[Begin]

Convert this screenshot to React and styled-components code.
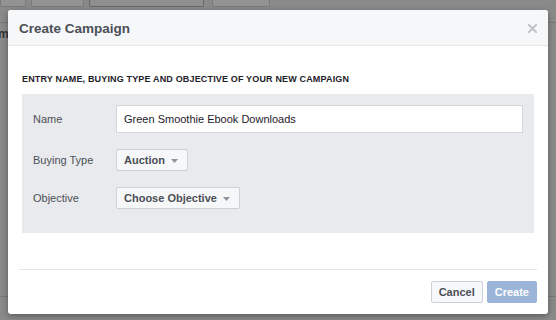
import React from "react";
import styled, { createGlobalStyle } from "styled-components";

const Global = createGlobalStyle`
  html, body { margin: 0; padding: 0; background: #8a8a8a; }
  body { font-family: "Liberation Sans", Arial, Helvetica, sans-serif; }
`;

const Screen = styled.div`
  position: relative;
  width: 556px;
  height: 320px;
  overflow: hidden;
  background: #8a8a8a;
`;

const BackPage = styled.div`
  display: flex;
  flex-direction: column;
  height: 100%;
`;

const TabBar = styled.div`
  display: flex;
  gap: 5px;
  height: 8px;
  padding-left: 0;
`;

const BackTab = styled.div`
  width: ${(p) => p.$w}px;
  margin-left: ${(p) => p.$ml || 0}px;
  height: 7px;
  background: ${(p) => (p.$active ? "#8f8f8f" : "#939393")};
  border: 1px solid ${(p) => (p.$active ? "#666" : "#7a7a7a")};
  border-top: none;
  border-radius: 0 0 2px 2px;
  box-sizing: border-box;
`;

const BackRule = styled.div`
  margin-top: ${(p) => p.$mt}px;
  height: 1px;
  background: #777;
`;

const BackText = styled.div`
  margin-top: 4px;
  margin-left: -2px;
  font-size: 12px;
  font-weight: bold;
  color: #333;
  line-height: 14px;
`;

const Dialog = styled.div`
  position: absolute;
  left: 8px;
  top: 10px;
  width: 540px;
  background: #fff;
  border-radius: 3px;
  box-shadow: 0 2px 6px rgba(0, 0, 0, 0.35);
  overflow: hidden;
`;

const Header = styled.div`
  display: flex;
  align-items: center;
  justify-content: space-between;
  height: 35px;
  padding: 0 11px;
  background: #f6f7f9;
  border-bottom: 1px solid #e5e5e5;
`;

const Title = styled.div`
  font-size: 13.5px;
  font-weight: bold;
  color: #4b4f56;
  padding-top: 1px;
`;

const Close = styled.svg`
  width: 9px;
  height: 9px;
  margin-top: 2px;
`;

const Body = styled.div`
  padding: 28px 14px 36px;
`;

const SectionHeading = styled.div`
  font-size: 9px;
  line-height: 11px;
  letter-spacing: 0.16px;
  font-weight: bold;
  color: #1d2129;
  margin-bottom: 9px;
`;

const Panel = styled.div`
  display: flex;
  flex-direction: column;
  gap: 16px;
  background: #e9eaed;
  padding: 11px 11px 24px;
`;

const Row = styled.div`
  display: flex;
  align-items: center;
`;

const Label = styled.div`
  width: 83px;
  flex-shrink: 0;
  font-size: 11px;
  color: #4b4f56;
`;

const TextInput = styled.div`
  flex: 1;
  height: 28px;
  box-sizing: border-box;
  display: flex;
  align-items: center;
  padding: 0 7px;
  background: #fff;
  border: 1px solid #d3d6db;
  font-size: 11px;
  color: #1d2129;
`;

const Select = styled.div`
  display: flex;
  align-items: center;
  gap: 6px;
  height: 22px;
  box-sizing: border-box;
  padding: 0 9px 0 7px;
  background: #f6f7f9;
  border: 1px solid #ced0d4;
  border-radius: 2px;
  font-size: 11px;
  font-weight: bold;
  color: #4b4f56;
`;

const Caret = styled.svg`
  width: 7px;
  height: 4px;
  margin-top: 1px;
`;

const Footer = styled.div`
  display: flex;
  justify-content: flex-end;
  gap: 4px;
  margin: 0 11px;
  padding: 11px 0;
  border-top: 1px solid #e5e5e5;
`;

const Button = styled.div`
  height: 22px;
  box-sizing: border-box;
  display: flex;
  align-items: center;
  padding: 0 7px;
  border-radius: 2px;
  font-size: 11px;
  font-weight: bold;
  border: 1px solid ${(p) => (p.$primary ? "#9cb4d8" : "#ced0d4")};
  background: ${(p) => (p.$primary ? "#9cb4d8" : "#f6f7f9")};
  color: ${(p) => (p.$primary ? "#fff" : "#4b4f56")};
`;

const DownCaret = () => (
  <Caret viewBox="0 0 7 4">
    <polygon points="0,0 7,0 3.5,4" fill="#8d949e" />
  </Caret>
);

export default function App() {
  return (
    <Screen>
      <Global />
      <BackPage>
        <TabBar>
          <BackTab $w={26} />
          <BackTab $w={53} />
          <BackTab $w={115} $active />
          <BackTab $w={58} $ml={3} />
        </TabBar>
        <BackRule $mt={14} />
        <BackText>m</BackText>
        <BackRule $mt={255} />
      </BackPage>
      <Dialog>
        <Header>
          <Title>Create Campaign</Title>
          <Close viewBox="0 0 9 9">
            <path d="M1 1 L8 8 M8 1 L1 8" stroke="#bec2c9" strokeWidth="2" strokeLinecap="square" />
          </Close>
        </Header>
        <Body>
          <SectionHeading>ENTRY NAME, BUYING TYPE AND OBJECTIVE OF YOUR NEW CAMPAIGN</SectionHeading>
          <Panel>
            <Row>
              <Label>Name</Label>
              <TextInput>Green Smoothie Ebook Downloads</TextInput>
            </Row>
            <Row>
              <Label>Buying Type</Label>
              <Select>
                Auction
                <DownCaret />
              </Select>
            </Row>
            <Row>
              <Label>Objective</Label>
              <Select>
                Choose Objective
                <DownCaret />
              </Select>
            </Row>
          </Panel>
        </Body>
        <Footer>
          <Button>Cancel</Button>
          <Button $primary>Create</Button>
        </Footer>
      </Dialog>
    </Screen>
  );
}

[End]

_DO THIS_
The material above holds pictures; copy everything else in it exactly.

_IN RESPONSE_
Convert this screenshot to React and styled-components code.
import React from "react";
import styled, { createGlobalStyle } from "styled-components";

const Global = createGlobalStyle`
  html, body { margin: 0; padding: 0; background: #8a8a8a; }
  body { font-family: "Liberation Sans", Arial, Helvetica, sans-serif; }
`;

const Screen = styled.div`
  position: relative;
  width: 556px;
  height: 320px;
  overflow: hidden;
  background: #8a8a8a;
`;

const BackPage = styled.div`
  display: flex;
  flex-direction: column;
  height: 100%;
`;

const TabBar = styled.div`
  display: flex;
  gap: 5px;
  height: 8px;
  padding-left: 0;
`;

const BackTab = styled.div`
  width: ${(p) => p.$w}px;
  margin-left: ${(p) => p.$ml || 0}px;
  height: 7px;
  background: ${(p) => (p.$active ? "#8f8f8f" : "#939393")};
  border: 1px solid ${(p) => (p.$active ? "#666" : "#7a7a7a")};
  border-top: none;
  border-radius: 0 0 2px 2px;
  box-sizing: border-box;
`;

const BackRule = styled.div`
  margin-top: ${(p) => p.$mt}px;
  height: 1px;
  background: #777;
`;

const BackText = styled.div`
  margin-top: 4px;
  margin-left: -2px;
  font-size: 12px;
  font-weight: bold;
  color: #333;
  line-height: 14px;
`;

const Dialog = styled.div`
  position: absolute;
  left: 8px;
  top: 10px;
  width: 540px;
  background: #fff;
  border-radius: 3px;
  box-shadow: 0 2px 6px rgba(0, 0, 0, 0.35);
  overflow: hidden;
`;

const Header = styled.div`
  display: flex;
  align-items: center;
  justify-content: space-between;
  height: 35px;
  padding: 0 11px;
  background: #f6f7f9;
  border-bottom: 1px solid #e5e5e5;
`;

const Title = styled.div`
  font-size: 13.5px;
  font-weight: bold;
  color: #4b4f56;
  padding-top: 1px;
`;

const Close = styled.svg`
  width: 9px;
  height: 9px;
  margin-top: 2px;
`;

const Body = styled.div`
  padding: 28px 14px 36px;
`;

const SectionHeading = styled.div`
  font-size: 9px;
  line-height: 11px;
  letter-spacing: 0.16px;
  font-weight: bold;
  color: #1d2129;
  margin-bottom: 9px;
`;

const Panel = styled.div`
  display: flex;
  flex-direction: column;
  gap: 16px;
  background: #e9eaed;
  padding: 11px 11px 24px;
`;

const Row = styled.div`
  display: flex;
  align-items: center;
`;

const Label = styled.div`
  width: 83px;
  flex-shrink: 0;
  font-size: 11px;
  color: #4b4f56;
`;

const TextInput = styled.div`
  flex: 1;
  height: 28px;
  box-sizing: border-box;
  display: flex;
  align-items: center;
  padding: 0 7px;
  background: #fff;
  border: 1px solid #d3d6db;
  font-size: 11px;
  color: #1d2129;
`;

const Select = styled.div`
  display: flex;
  align-items: center;
  gap: 6px;
  height: 22px;
  box-sizing: border-box;
  padding: 0 9px 0 7px;
  background: #f6f7f9;
  border: 1px solid #ced0d4;
  border-radius: 2px;
  font-size: 11px;
  font-weight: bold;
  color: #4b4f56;
`;

const Caret = styled.svg`
  width: 7px;
  height: 4px;
  margin-top: 1px;
`;

const Footer = styled.div`
  display: flex;
  justify-content: flex-end;
  gap: 4px;
  margin: 0 11px;
  padding: 11px 0;
  border-top: 1px solid #e5e5e5;
`;

const Button = styled.div`
  height: 22px;
  box-sizing: border-box;
  display: flex;
  align-items: center;
  padding: 0 7px;
  border-radius: 2px;
  font-size: 11px;
  font-weight: bold;
  border: 1px solid ${(p) => (p.$primary ? "#9cb4d8" : "#ced0d4")};
  background: ${(p) => (p.$primary ? "#9cb4d8" : "#f6f7f9")};
  color: ${(p) => (p.$primary ? "#fff" : "#4b4f56")};
`;

const DownCaret = () => (
  <Caret viewBox="0 0 7 4">
    <polygon points="0,0 7,0 3.5,4" fill="#8d949e" />
  </Caret>
);

export default function App() {
  return (
    <Screen>
      <Global />
      <BackPage>
        <TabBar>
          <BackTab $w={26} />
          <BackTab $w={53} />
          <BackTab $w={115} $active />
          <BackTab $w={58} $ml={3} />
        </TabBar>
        <BackRule $mt={14} />
        <BackText>m</BackText>
        <BackRule $mt={255} />
      </BackPage>
      <Dialog>
        <Header>
          <Title>Create Campaign</Title>
          <Close viewBox="0 0 9 9">
            <path d="M1 1 L8 8 M8 1 L1 8" stroke="#bec2c9" strokeWidth="2" strokeLinecap="square" />
          </Close>
        </Header>
        <Body>
          <SectionHeading>ENTRY NAME, BUYING TYPE AND OBJECTIVE OF YOUR NEW CAMPAIGN</SectionHeading>
          <Panel>
            <Row>
              <Label>Name</Label>
              <TextInput>Green Smoothie Ebook Downloads</TextInput>
            </Row>
            <Row>
              <Label>Buying Type</Label>
              <Select>
                Auction
                <DownCaret />
              </Select>
            </Row>
            <Row>
              <Label>Objective</Label>
              <Select>
                Choose Objective
                <DownCaret />
              </Select>
            </Row>
          </Panel>
        </Body>
        <Footer>
          <Button>Cancel</Button>
          <Button $primary>Create</Button>
        </Footer>
      </Dialog>
    </Screen>
  );
}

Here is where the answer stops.